:: DATA BLOCK ::

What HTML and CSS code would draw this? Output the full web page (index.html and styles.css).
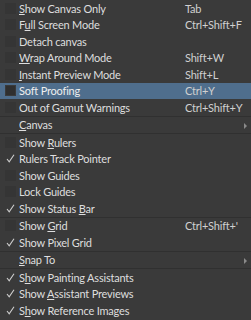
FILE: index.html
```html
<!DOCTYPE html>
<html lang="en">
<head>
    <meta charset="UTF-8">
    <meta name="viewport" content="width=device-width, initial-scale=1.0">
    <title>View Menu</title>
    <link rel="stylesheet" href="styles.css">
</head>
<body>
    <div class="menu">
        <div class="item"><span class="box"></span><span class="label"><u>S</u>how Canvas Only</span><span class="keys">Tab</span></div>
        <div class="item"><span class="box"></span><span class="label">F<u>u</u>ll Screen Mode</span><span class="keys">Ctrl+Shift+F</span></div>
        <div class="item"><span class="box"></span><span class="label">Detach canvas</span><span class="keys"></span></div>
        <div class="item"><span class="box"></span><span class="label"><u>W</u>rap Around Mode</span><span class="keys">Shift+W</span></div>
        <div class="item"><span class="box"></span><span class="label"><u>I</u>nstant Preview Mode</span><span class="keys">Shift+L</span></div>
        <div class="item active"><span class="box"></span><span class="label">Soft Proofing</span><span class="keys">Ctrl+Y</span></div>
        <div class="item"><span class="box"></span><span class="label">Out of Gamut Warnings</span><span class="keys">Ctrl+Shift+Y</span></div>
        <div class="sep"></div>
        <div class="item"><span class="none"></span><span class="label"><u>C</u>anvas</span><span class="keys"><span class="arrow"></span></span></div>
        <div class="sep"></div>
        <div class="item"><span class="box"></span><span class="label">Show <u>R</u>ulers</span><span class="keys"></span></div>
        <div class="item"><span class="tick"><svg width="9" height="9" viewBox="0 0 9 9"><path d="M1 5 L3.2 7.8 L8 0.8" fill="none" stroke="#cfcfcf" stroke-width="1.1"/></svg></span><span class="label">Rulers Track Pointer</span><span class="keys"></span></div>
        <div class="item"><span class="box"></span><span class="label">Show Guides</span><span class="keys"></span></div>
        <div class="item"><span class="box"></span><span class="label">Lock Guides</span><span class="keys"></span></div>
        <div class="item"><span class="tick"><svg width="9" height="9" viewBox="0 0 9 9"><path d="M1 5 L3.2 7.8 L8 0.8" fill="none" stroke="#cfcfcf" stroke-width="1.1"/></svg></span><span class="label">Show Status <u>B</u>ar</span><span class="keys"></span></div>
        <div class="sep"></div>
        <div class="item"><span class="box"></span><span class="label">Show <u>G</u>rid</span><span class="keys">Ctrl+Shift+'</span></div>
        <div class="item"><span class="tick"><svg width="9" height="9" viewBox="0 0 9 9"><path d="M1 5 L3.2 7.8 L8 0.8" fill="none" stroke="#cfcfcf" stroke-width="1.1"/></svg></span><span class="label">Show Pixel Grid</span><span class="keys"></span></div>
        <div class="sep"></div>
        <div class="item"><span class="none"></span><span class="label"><u>S</u>nap To</span><span class="keys"><span class="arrow"></span></span></div>
        <div class="sep"></div>
        <div class="item"><span class="tick"><svg width="9" height="9" viewBox="0 0 9 9"><path d="M1 5 L3.2 7.8 L8 0.8" fill="none" stroke="#cfcfcf" stroke-width="1.1"/></svg></span><span class="label">S<u>h</u>ow Painting Assistants</span><span class="keys"></span></div>
        <div class="item"><span class="tick"><svg width="9" height="9" viewBox="0 0 9 9"><path d="M1 5 L3.2 7.8 L8 0.8" fill="none" stroke="#cfcfcf" stroke-width="1.1"/></svg></span><span class="label">Show <u>A</u>ssistant Previews</span><span class="keys"></span></div>
        <div class="item"><span class="tick"><svg width="9" height="9" viewBox="0 0 9 9"><path d="M1 5 L3.2 7.8 L8 0.8" fill="none" stroke="#cfcfcf" stroke-width="1.1"/></svg></span><span class="label">S<u>h</u>ow Reference Images</span><span class="keys"></span></div>
    </div>
</body>
</html>
```

FILE: styles.css
```css
body {
    margin: 0;
    background-color: #3a3a3a;
    font-family: Lato, "Open Sans", sans-serif;
    font-size: 11px;
    letter-spacing: -0.2px;
    color: #dedede;
}
.menu {
    width: 251px;
    height: 320px;
    overflow: hidden;
}
.item {
    display: flex;
    align-items: center;
    height: 16.5px;
    white-space: nowrap;
}
.item.active {
    background-color: #4f6e8d;
    color: #eeeeee;
}
.box, .none, .tick {
    width: 11px;
    height: 11px;
    margin-left: 5px;
    margin-right: 3px;
    flex: none;
}
.box {
    background-color: #353535;
}
.active .box {
    background-color: #2f2f2f;
    box-shadow: inset 0 0 0 1px #3a3a3a;
}
.tick {
    display: flex;
    align-items: center;
    justify-content: center;
}
.label {
    flex: 1;
    overflow: hidden;
}
.label u {
    text-underline-offset: 1px;
}
.keys {
    width: 66px;
    flex: none;
    color: #d0d0d0;
    position: relative;
    height: 100%;
    display: flex;
    align-items: center;
}
.arrow {
    position: absolute;
    right: 4px;
    top: 6px;
    border-left: 3px solid #8a8a8a;
    border-top: 3px solid transparent;
    border-bottom: 3px solid transparent;
}
.sep {
    height: 1px;
    background-color: #303030;
}
```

:::

# EXERCISE PROMPT
Quote the listing above in full, except for the pictures.

# OUTPUT
What HTML and CSS code would draw this? Output the full web page (index.html and styles.css).
FILE: index.html
```html
<!DOCTYPE html>
<html lang="en">
<head>
    <meta charset="UTF-8">
    <meta name="viewport" content="width=device-width, initial-scale=1.0">
    <title>View Menu</title>
    <link rel="stylesheet" href="styles.css">
</head>
<body>
    <div class="menu">
        <div class="item"><span class="box"></span><span class="label"><u>S</u>how Canvas Only</span><span class="keys">Tab</span></div>
        <div class="item"><span class="box"></span><span class="label">F<u>u</u>ll Screen Mode</span><span class="keys">Ctrl+Shift+F</span></div>
        <div class="item"><span class="box"></span><span class="label">Detach canvas</span><span class="keys"></span></div>
        <div class="item"><span class="box"></span><span class="label"><u>W</u>rap Around Mode</span><span class="keys">Shift+W</span></div>
        <div class="item"><span class="box"></span><span class="label"><u>I</u>nstant Preview Mode</span><span class="keys">Shift+L</span></div>
        <div class="item active"><span class="box"></span><span class="label">Soft Proofing</span><span class="keys">Ctrl+Y</span></div>
        <div class="item"><span class="box"></span><span class="label">Out of Gamut Warnings</span><span class="keys">Ctrl+Shift+Y</span></div>
        <div class="sep"></div>
        <div class="item"><span class="none"></span><span class="label"><u>C</u>anvas</span><span class="keys"><span class="arrow"></span></span></div>
        <div class="sep"></div>
        <div class="item"><span class="box"></span><span class="label">Show <u>R</u>ulers</span><span class="keys"></span></div>
        <div class="item"><span class="tick"><svg width="9" height="9" viewBox="0 0 9 9"><path d="M1 5 L3.2 7.8 L8 0.8" fill="none" stroke="#cfcfcf" stroke-width="1.1"/></svg></span><span class="label">Rulers Track Pointer</span><span class="keys"></span></div>
        <div class="item"><span class="box"></span><span class="label">Show Guides</span><span class="keys"></span></div>
        <div class="item"><span class="box"></span><span class="label">Lock Guides</span><span class="keys"></span></div>
        <div class="item"><span class="tick"><svg width="9" height="9" viewBox="0 0 9 9"><path d="M1 5 L3.2 7.8 L8 0.8" fill="none" stroke="#cfcfcf" stroke-width="1.1"/></svg></span><span class="label">Show Status <u>B</u>ar</span><span class="keys"></span></div>
        <div class="sep"></div>
        <div class="item"><span class="box"></span><span class="label">Show <u>G</u>rid</span><span class="keys">Ctrl+Shift+'</span></div>
        <div class="item"><span class="tick"><svg width="9" height="9" viewBox="0 0 9 9"><path d="M1 5 L3.2 7.8 L8 0.8" fill="none" stroke="#cfcfcf" stroke-width="1.1"/></svg></span><span class="label">Show Pixel Grid</span><span class="keys"></span></div>
        <div class="sep"></div>
        <div class="item"><span class="none"></span><span class="label"><u>S</u>nap To</span><span class="keys"><span class="arrow"></span></span></div>
        <div class="sep"></div>
        <div class="item"><span class="tick"><svg width="9" height="9" viewBox="0 0 9 9"><path d="M1 5 L3.2 7.8 L8 0.8" fill="none" stroke="#cfcfcf" stroke-width="1.1"/></svg></span><span class="label">S<u>h</u>ow Painting Assistants</span><span class="keys"></span></div>
        <div class="item"><span class="tick"><svg width="9" height="9" viewBox="0 0 9 9"><path d="M1 5 L3.2 7.8 L8 0.8" fill="none" stroke="#cfcfcf" stroke-width="1.1"/></svg></span><span class="label">Show <u>A</u>ssistant Previews</span><span class="keys"></span></div>
        <div class="item"><span class="tick"><svg width="9" height="9" viewBox="0 0 9 9"><path d="M1 5 L3.2 7.8 L8 0.8" fill="none" stroke="#cfcfcf" stroke-width="1.1"/></svg></span><span class="label">S<u>h</u>ow Reference Images</span><span class="keys"></span></div>
    </div>
</body>
</html>
```

FILE: styles.css
```css
body {
    margin: 0;
    background-color: #3a3a3a;
    font-family: Lato, "Open Sans", sans-serif;
    font-size: 11px;
    letter-spacing: -0.2px;
    color: #dedede;
}
.menu {
    width: 251px;
    height: 320px;
    overflow: hidden;
}
.item {
    display: flex;
    align-items: center;
    height: 16.5px;
    white-space: nowrap;
}
.item.active {
    background-color: #4f6e8d;
    color: #eeeeee;
}
.box, .none, .tick {
    width: 11px;
    height: 11px;
    margin-left: 5px;
    margin-right: 3px;
    flex: none;
}
.box {
    background-color: #353535;
}
.active .box {
    background-color: #2f2f2f;
    box-shadow: inset 0 0 0 1px #3a3a3a;
}
.tick {
    display: flex;
    align-items: center;
    justify-content: center;
}
.label {
    flex: 1;
    overflow: hidden;
}
.label u {
    text-underline-offset: 1px;
}
.keys {
    width: 66px;
    flex: none;
    color: #d0d0d0;
    position: relative;
    height: 100%;
    display: flex;
    align-items: center;
}
.arrow {
    position: absolute;
    right: 4px;
    top: 6px;
    border-left: 3px solid #8a8a8a;
    border-top: 3px solid transparent;
    border-bottom: 3px solid transparent;
}
.sep {
    height: 1px;
    background-color: #303030;
}
```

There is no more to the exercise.